Argumentation of the Court

  • In the event that the goods are dispatched or transported either by the supplier, or by the purchaser, or by a third person, the place of the delivery is deemed to be at the place where the good is at the time of the departure of the shipment or of the transport to the purchaser.
  • However, the place of delivery of goods dispatched or transported, by the supplier or on his behalf, from a Member State other than that of arrival of the shipment or transport is deemed to be at the place where the goods are at the time of arrival of the shipment.
  • In order to determine what is to be understood by a shipment or transport effected ‘by the supplier or on his behalf’ it should be recalled that taking into account the economic and commercial reality constitutes a fundamental criterion for the application of the common system of VAT
  • Goods are shipped or transported on behalf of the supplier if it is the supplier, rather than the purchaser, who actually makes the decisions governing how such goods are to be shipped or transported.
  • It follows that a supply of goods falls within Article 33 of Directive 2006/112 when the role of the supplier is preponderant as regards the initiative and the organization of the essential stages of the shipment or transport of goods.
  • As the purchasers choose, in accordance with the shipping options offered by that supplier, a company suggested by this site, these buyers conclude with this company a contract distinct from that binding them to Krakvet for the purchase of these goods, on the one hand, and the transport services are the subject of an invoice as well as of a separate proof of payment, on the other hand.
  • As regards the value of the contractual stipulations in the context of the qualification of a taxable transaction, it should be recalled that, insofar as the contractual situation normally reflects the economic and commercial reality of the transactions, the relevant contractual stipulations constitute an element to be taken into consideration. It may however turn out that, sometimes, certain contractual provisions do not fully reflect the economic and commercial reality of the operations.
  • In the present case, it cannot be considered that contractual stipulations such as those at issue in the main proceedings reflect the economic and commercial reality of the transactions concerned if, by means of them, the purchasers only endorse the choices made by the supplier, what it is for the referring court to verify by an overall analysis of the circumstances of the dispute in the main proceedings
  • In that regard, in order to determine whether the goods concerned have been transported on behalf of the supplier, account must be taken, first of all, of the importance of the issue of the transport of those goods to the purchasers in the light of commercial practices which characterize the activity carried out by the supplier concerned. It is, in particular, possible to consider that, if this activity consists in actively offering goods, for consideration, to buyers residing in a Member State other than that in which that supplier is established, the organization, by said supplier, means enabling the transport of the goods concerned to their purchasers constitutes, in principle, an essential part of said activity.

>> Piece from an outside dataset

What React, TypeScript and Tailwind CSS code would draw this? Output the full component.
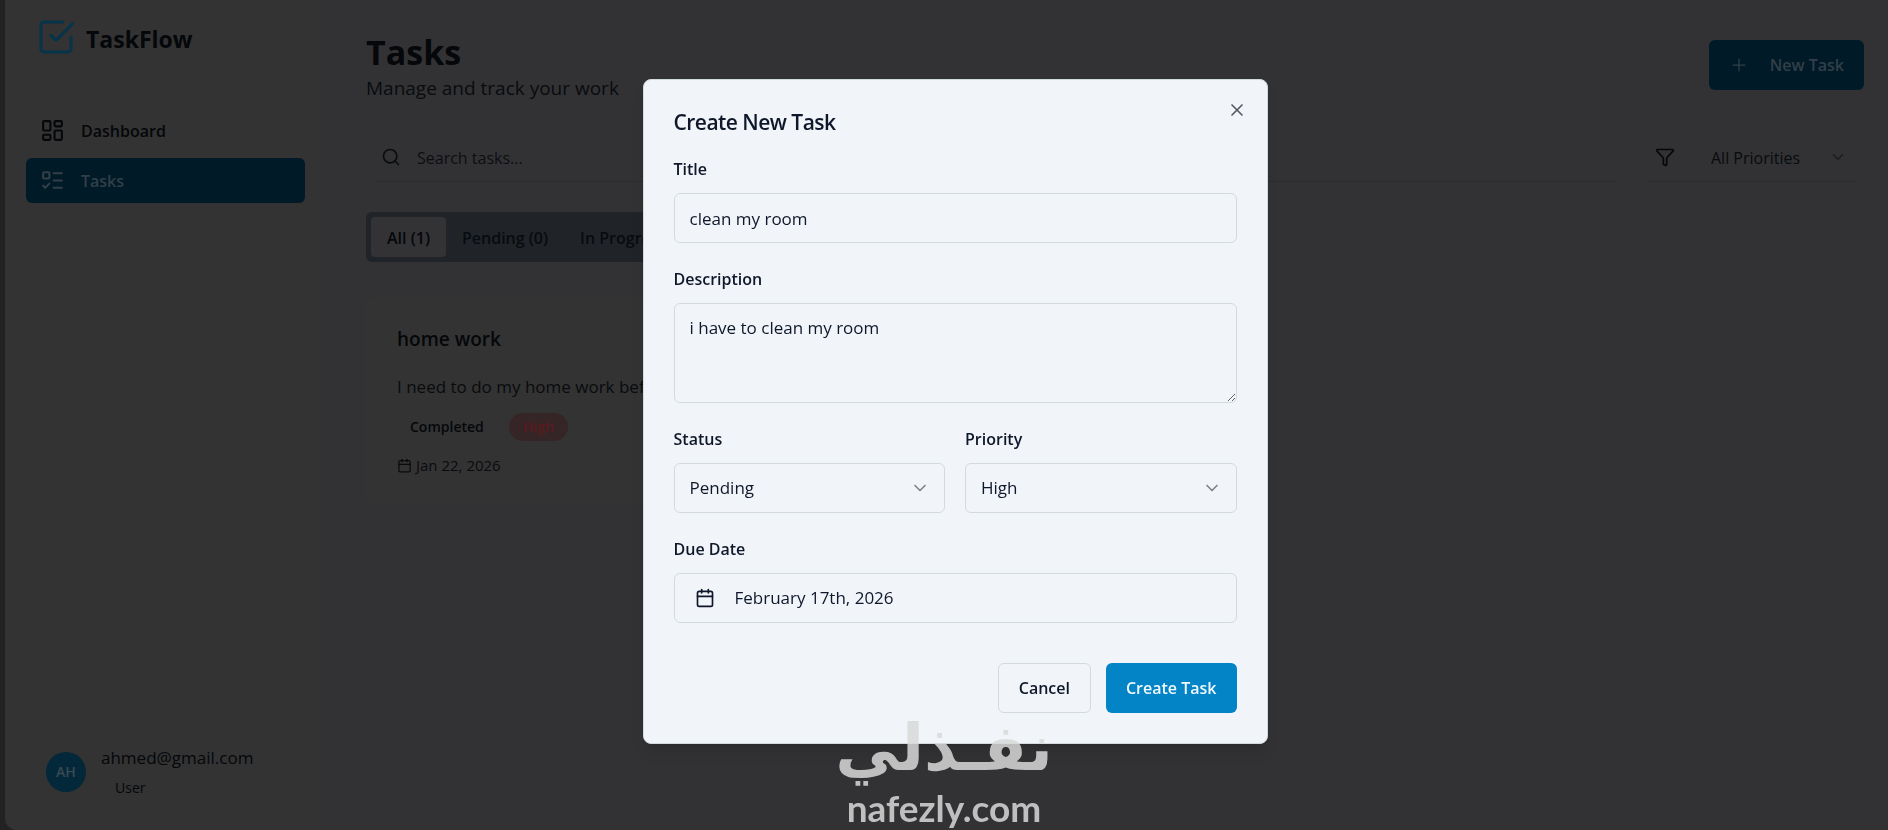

  • In order to assess whether the supplier actively offers goods to buyers residing in a Member State, the referring court may, in particular, take into account the extension of the address of the website on which the goods concerned are offered as only the language in which this site is accessible.
  • Secondly, it is necessary to assess to whom, the supplier or the purchaser, the choices relating to the modalities of dispatch or transport of the goods concerned can be effectively attributed,
  • As such, even if the buyers enter into a contract with a company other than the supplier, separate from the one binding them to the latter for the purchase of the goods concerned, for the purpose of transporting the latter, can be excluded that these goods can be considered as being transported on behalf of this supplier if, by this contract, the purchasers only agree to the choices made by the said supplier, that these choices concern the designation of the company responsible for the ‘routing of said goods or the arrangements according to which they are transported.
  • An assessment in this sense could in particular be deduced from elements such as the reduced choice of companies recommended by the supplier, or even limited to a single company, for the purposes of transporting the goods concerned or the fact that contracts relating to the The shipment or transport of these goods can be concluded directly from the website of this supplier without the purchasers having to take independent steps to contact the companies in charge of this delivery
  • Third, it is necessary to examine the question of which economic agent bears the burden of the risk associated with the transport of the goods in question
  • It appears from the information provided to the Court that the terms of delivery of those goods are those corresponding, among the international trade clauses established by the International Chamber of Commerce, to the “Ex Works” clause.
  • This being the case, the Court held that it could be considered that, notwithstanding the contractual stipulations by virtue of which the supplier is relieved of the risk associated with the delivery of the goods, the transport of these is carried out on behalf of the supplier if the latter actually bears the costs linked to compensation for damage occurring during this transport
  • In that regard, it is for the referring court to assess, in particular, the implications of the fact that, according to the information provided in the request for a preliminary ruling, in addition to payment on the Krakvet website when ordering, it is also possible to pay for the goods ordered upon receipt
  • Fourth, although the buyers are formally linked to the supplier and to the company responsible for the delivery of the goods concerned by separate contracts, these buyers also receive two invoices, one established by the supplier for the purchase of these goods, the other established for the transport services by the company taking charge of this transport, as well as proof of payment for each of those invoices, it is for the referring court to determine whether the acquisition of the said goods and their transport are nevertheless subject to a single payment. If this is the case, this circumstance should be taken as an indication of the supplier’s significant involvement in the delivery of said goods
  • In addition, it should be recalled that the Court held that such involvement of the supplier would be established, also, having regard to the economic and commercial reality of the transactions concerned, if, in principle or subject to certain conditions being fulfilled, such as reaching a minimum purchase amount, the amount of shipping or transport costs was only symbolic or that the supplier granted a discount on the price of the products which has the same effect
  • In the present case, in the light of the information available to the Court and subject to verification by the referring court of all the relevant circumstances of the dispute in the main proceedings, it appears possible to consider that Krakvet played a preponderant role in this which concerns the initiative as well as the organization of the essential stages of the dispatch or transport of the goods at issue in the main proceedings, such that, where appropriate, it would be necessary to consider that those goods were dispatched for the supplier’s account, within the meaning of Article 33 of Directive 2006/112.
  • Having regard to all the foregoing considerations, the answer to the question referred must be that Article 33 of Directive 2006/112 must be interpreted as meaning that, as regards goods sold by means of a website by a supplier established in one Member State to buyers located in another Member State, when, for the purpose of the delivery of these goods, these buyers, in accordance with the shipping options offered by that supplier, choose a company suggested by this site with which they conclude a contract distinct from that binding them to said supplier for the purchase of said goods, the latter must be considered as being transported “by the supplier or on his behalf”, within the meaning of this article 33,where the role of the same supplier is preponderant as regards the initiative and the organization of the essential stages of the transport of the same goods, which is for the referring court to verify, taking into account all the circumstances relevant to the main proceedings.